Bhubaneswar: The year 2017 saw many changes in the system, including implementation of Goods and Services tax (GST) to which public’s response has been mixed. The most outrageous one has been on GST levied on sanitary napkins. Recently, a group of women in Gwalior launched a campaign, urging Prime Minister Narendra Modi to make sanitary napkins GST free.
The campaign aims at collecting 1000 sanitary napkins with a message on each, to be sent to the Prime Minister and started on January 4 by some girls led by an activist. Here’s what people in Odisha have to say about it.
Bhubaneswar-based activist, Snigda Panigrahi, extended her support to the campaign. She believes health sector is important as a part of sustainable development for youth. “Hygiene plays an important role here especially for women, and sanitary pads are a necessity that has to be fulfilled without household having to pay too much. Given that the price of all commodities had gone up, basic necessities must be made GST free,” she said.

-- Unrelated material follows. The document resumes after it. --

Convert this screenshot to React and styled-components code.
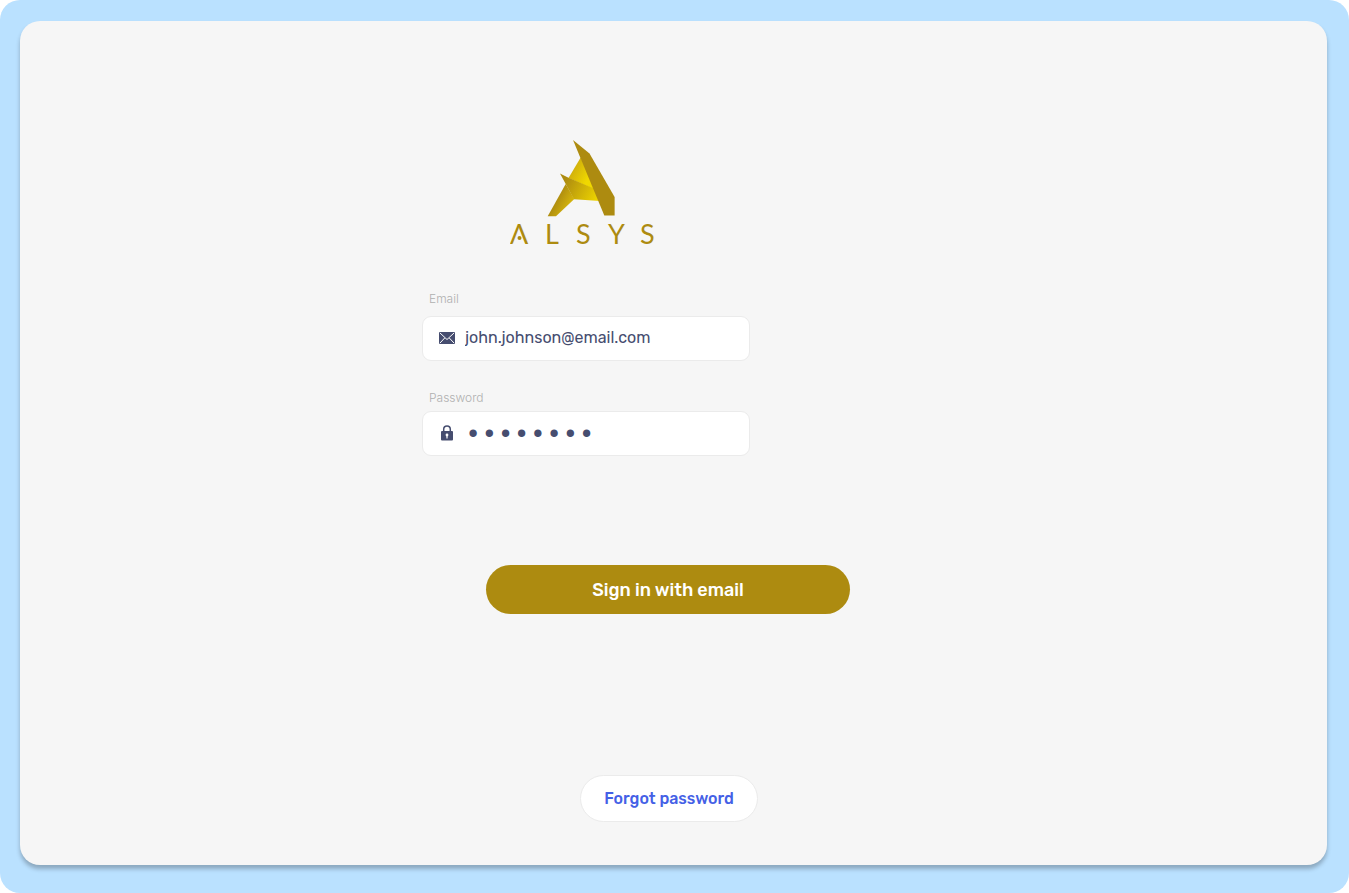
import React from "react";
import styled, { createGlobalStyle } from "styled-components";

const GlobalStyle = createGlobalStyle`
  *, *::before, *::after { box-sizing: border-box; }
  body {
    margin: 0;
    background: #ffffff;
    font-family: Rubik, Roboto, sans-serif;
  }
`;

const Frame = styled.div`
  display: flex;
  min-height: 100vh;
  padding: 21px 22px 28px 20px;
  border-radius: 20px;
  background: #bae1ff;
`;

const Panel = styled.main`
  flex: 1;
  display: flex;
  flex-direction: column;
  align-items: center;
  padding: 118px 24px 43px;
  border-radius: 20px;
  background: #f6f6f6;
  box-shadow: 0 4px 4px rgba(0, 0, 0, 0.25);
`;

const Form = styled.form`
  display: flex;
  flex-direction: column;
  align-items: flex-start;
  width: 100%;
  max-width: 503px;
`;

const Logo = styled.svg`
  display: block;
  width: 150px;
  height: 115px;
  margin: 0 0 36px 88px;
`;

const Wordmark = styled.text`
  fill: #ad8b10;
  font-family: Lato, sans-serif;
  font-size: 27px;
`;

const Field = styled.div`
  display: flex;
  flex-direction: column;
  gap: ${(p) => p.$gap};
  width: 100%;
  max-width: 328px;
  margin-bottom: ${(p) => p.$after};
`;

const Label = styled.label`
  padding-left: 7px;
  color: #b0b0b0;
  font-family: Inter, sans-serif;
  font-size: 12px;
  font-weight: 300;
  line-height: 18px;
`;

const InputBox = styled.div`
  display: flex;
  align-items: center;
  gap: 10px;
  height: 45px;
  padding: 0 16px 2px;
  border: 1px solid #ebebeb;
  border-radius: 9px;
  background: #ffffff;
`;

const FieldIcon = styled.svg`
  flex: none;
  width: 16px;
  height: 16px;
  fill: #464d6f;
`;

const Input = styled.input`
  flex: 1;
  min-width: 0;
  height: 40px;
  padding: 0;
  border: 0;
  outline: 0;
  background: transparent;
  color: #464d6f;
  font-family: inherit;
  font-size: 16px;

  &[type="password"] {
    padding-top: 4px;
    font-family: "Liberation Mono", monospace;
    font-size: 27px;
  }
`;

const Button = styled.button`
  border: 0;
  border-radius: 25px;
  font-family: inherit;
  font-weight: 500;
  cursor: pointer;
`;

const SignInButton = styled(Button)`
  width: 364px;
  height: 49px;
  margin: 109px 0 161px 64px;
  background: #ad8b10;
  color: #ffffff;
  font-size: 18px;
`;

const ForgotButton = styled(Button)`
  width: 178px;
  height: 47px;
  margin-left: 158px;
  border: 1px solid #ebebeb;
  background: #ffffff;
  color: #4460e6;
  font-size: 16px;
`;

function AlsysLogo() {
  return (
    <Logo viewBox="0 0 150 115" role="img" aria-label="ALSYS">
      <defs>
        <linearGradient id="back" x1="60" y1="30" x2="78" y2="40" gradientUnits="userSpaceOnUse">
          <stop offset="0" stopColor="#cdab0d" />
          <stop offset="1" stopColor="#f0d800" />
        </linearGradient>
        <linearGradient id="wing" x1="54" y1="42" x2="88" y2="60" gradientUnits="userSpaceOnUse">
          <stop offset="0" stopColor="#ad8b10" />
          <stop offset="1" stopColor="#eed500" />
        </linearGradient>
        <linearGradient id="leg" x1="46" y1="60" x2="59" y2="67" gradientUnits="userSpaceOnUse">
          <stop offset="0" stopColor="#ad8b10" />
          <stop offset="1" stopColor="#d3b30c" />
        </linearGradient>
      </defs>
      <path d="M70.7 18.5 L86 51 L58.5 39 Z" fill="url(#back)" />
      <path d="M55.7 45 L64.3 60 L46 77.3 H37.7 Z" fill="url(#leg)" />
      <path d="M50 34.5 L58.5 38.8 L84 49.6 L90 62 L64 60.2 Z" fill="url(#wing)" />
      <path d="M63 1 L79.5 14.5 L104.6 58 V76.6 H94.3 Z" fill="#ad8b10" />
      <Wordmark x="0 35 66 98 130" y="105">ΛLSYS</Wordmark>
      <circle cx="9.5" cy="99" r="2" fill="#ad8b10" />
    </Logo>
  );
}

function MailIcon() {
  return (
    <FieldIcon viewBox="0 0 16 16" aria-hidden="true">
      <rect y="2" width="16" height="12" rx="1" />
      <path
        d="M1 3 L8 9.5 L15 3 M1 13 L5.7 8 M15 13 L10.3 8"
        fill="none"
        stroke="#ffffff"
        strokeWidth="1"
      />
    </FieldIcon>
  );
}

function LockIcon() {
  return (
    <FieldIcon viewBox="0 0 16 16" aria-hidden="true">
      <path d="M4.7 7 V4.3 a3.3 3.3 0 0 1 6.6 0 V7" fill="none" stroke="#464d6f" strokeWidth="1.5" />
      <rect x="2" y="6" width="12" height="9.5" rx="1" />
      <circle cx="8" cy="10" r="1.4" fill="#ffffff" />
      <rect x="7.4" y="10" width="1.2" height="3.5" fill="#ffffff" />
    </FieldIcon>
  );
}

export default function App() {
  return (
    <>
      <GlobalStyle />
      <Frame>
        <Panel>
          <Form onSubmit={(e) => e.preventDefault()}>
            <AlsysLogo />
            <Field $gap="8px" $after="28px">
              <Label htmlFor="email">Email</Label>
              <InputBox>
                <MailIcon />
                <Input id="email" type="email" defaultValue="john.johnson@email.com" />
              </InputBox>
            </Field>
            <Field $gap="4px" $after="0">
              <Label htmlFor="password">Password</Label>
              <InputBox>
                <LockIcon />
                <Input id="password" type="password" defaultValue="password" />
              </InputBox>
            </Field>
            <SignInButton type="submit">Sign in with email</SignInButton>
            <ForgotButton type="button">Forgot password</ForgotButton>
          </Form>
        </Panel>
      </Frame>
    </>
  );
}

There is awareness in Odisha’s urban areas but only up to a limited extent, she opined. “I have seen women from middle-class families using one napkin a day in case of less flow which is absolutely unhealthy. This leads to fungal infection. Rural women prefer the repeated use of old clothes. They are not willing to spend a hefty amount on sanitary napkins. When these clothes aren’t dried properly in sun, given the taboos related to it, it leads to health problems in women. When there are maternity benefits, what’s wrong with GST-free napkins?” she asked.
Applauding the bold step, Dipti Mishra, a student, said if condoms can be tax-free, why not sanitary napkins.
Odisha-based producer-director of Bollywood movie Ranchi Diaries, Sattwik Mohanty too shared words of appreciation, “It’s a normal biological process. Pads are a necessity and thus, I believe, it must be tax-free. I support these girls from Gwalior.”
Utkarsh Jain, a student here, thinks if the government doesn’t lift GST from sanitary napkins, then at least, it should provide these free of cost in rural areas. A medical student, Arunima Gupta, also expressed her concern over the issue saying, “In this country, authorities fail to prioritize. They don’t realize that menstrual hygiene is a necessity and not luxury. Scores of women die because of sepsis, or toxic shock syndrome only because they cannot afford basic hygiene products and that’s a shame.”
Another student, Abhishek Parija, said, “Sanitary pads have a 12% GST slab on them, while sindoor and bindi have none, make of that what any literate may.”
Pointing out that the strategy used by the girls is unsuitable, activist Namrata Chadda said request for smaller manufacturing units of sanitary napkins would have been a better step. “They could have asked for small enterprises in rural areas to get eco-friendly pads made so they would be cheaper and more women can access them,” she said.
Dharitri Priyadarshini, a teacher, said that we live in a world where people do not seem to compromise. She said, “Instead of sending pads, seek more awareness on using alternatives. More importantly, teach women about self-defence. My country has dowry deaths, female infanticide, and highest rape and my women talk about pads, should I call it brave?”
Writer Rhiti Chatterjee Bose is of the opinion that there are better ways to protest, “I don’t think this is a great campaign. The money they are wasting by writing on 1000 sanitary pads could be given to an NGO to provide pads to girls and women who cannot afford them.”
City-based architect, Shweta Agarwal, believes the entire focus of the protest is wrong and said eco-friendly methods should instead be encouraged.